Price elasticity of oil demand is assumed to increase from 0.10 in Jul2007 to 0.52 in Dec2010. The elasticity is assumed to be the same for increasing and decreasing prices. Elasticities are assumed to constant for all countries. For an interesting paper on elasticities –
http://cta.ornl.gov/cta/Publications/Reports/ORNL_TM2005_45.pdf
The oil price is forecast is SDRs (Special Drawing Rights) which simulate a global currency. The USD has devalued significantly against the Euro during the last few years and oil price increases measured in the USD gives a distorted view. It is assumed that the USD:SDR exchange rate remains constant at 1.50 from Jan2007 to Dec2010. The SDR is explained in http://www.imf.org/external/np/fin/data/param_rms_mth.aspx
The time dimension unit of a month was selected because supply figures are given monthly. Demand data is quarterly and is assumed to be the same for each month in the quarter. Prices are assumed to be month end and are from http://tonto.eia.doe.gov/dnav/pet/pet_pri_wco_k_w.htm
“All Countries Spot Price FOB Weighted by Estimated Export Volume (Dollars per Barrel)”

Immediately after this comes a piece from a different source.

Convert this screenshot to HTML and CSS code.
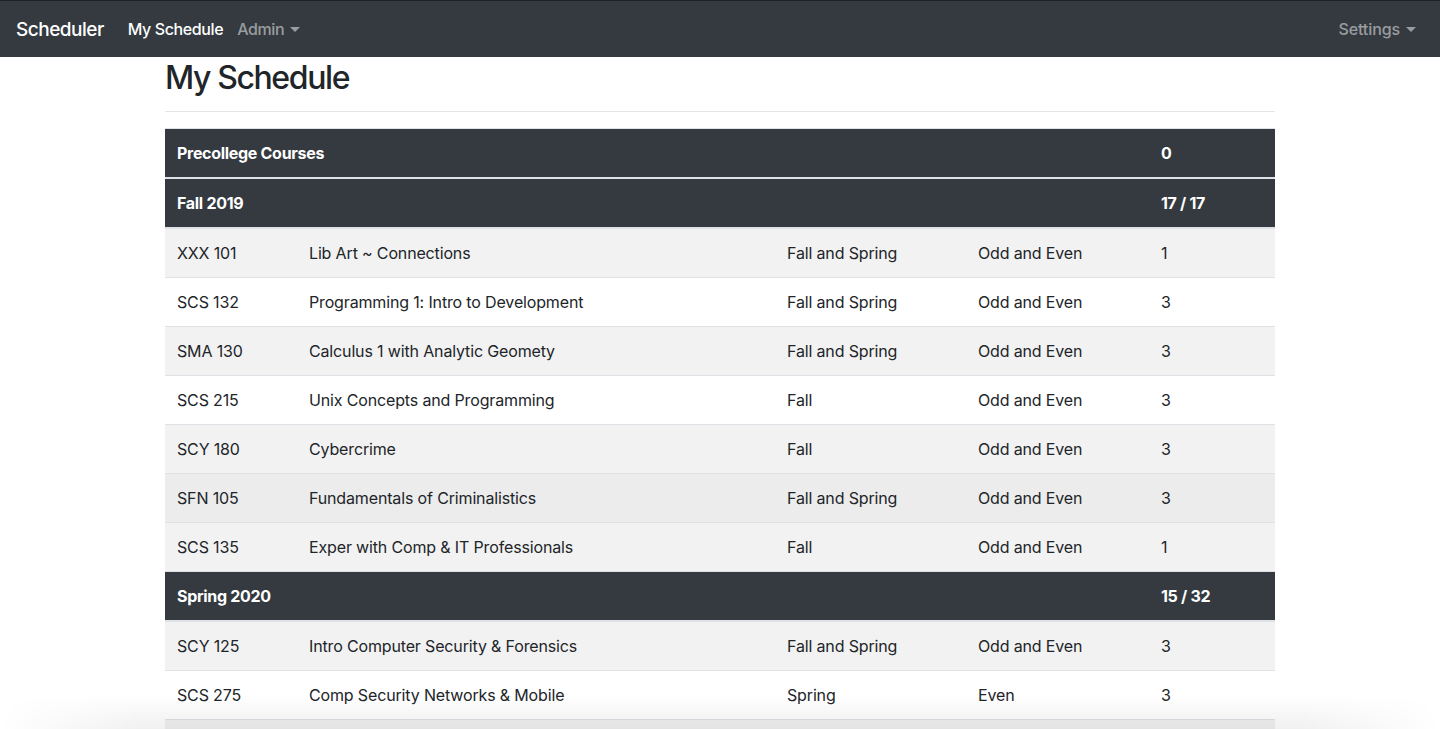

Ace: "The time dimension unit of a month was selected because supply figures are given monthly."
Your Peak is the quarterly peak. The IEA monthly Peak 86.13-mbd. And it is July, not August.
You're right - peak liquids is July 2006 according to IEA and you.
I suppose it doesn't matter whether peak liquids is July or Aug 2006.
We could assume that World Peak Liquids has occured in the third quarter of 2006 (this should make the data from EIA and IEA agree) if Saudi Arabia's production cuts are involuntary. Other countries will not be able to offset Saudi Arabia's declining production.
Maybe I will open a bicycle store.
Ace, this is interesting stuff.
One observation - it seems your "All Liquids" are in fact all petroleum liquids and exclude syn-crude, bio-fuels etc. So I can't help but notice that your supply gap of around 7 mmbpd by 2010 is approximately equal to these sources as estimated by Michael Smith.
http://europe.theoildrum.com/node/2229#more
I liked your oil price forecast, but was a bit disappoited to see that this is based on linear extrapolation. Since around 2000, price has been closely linked to demand, moderated by surplus capacity - so a rather more sophisticated model should be possible.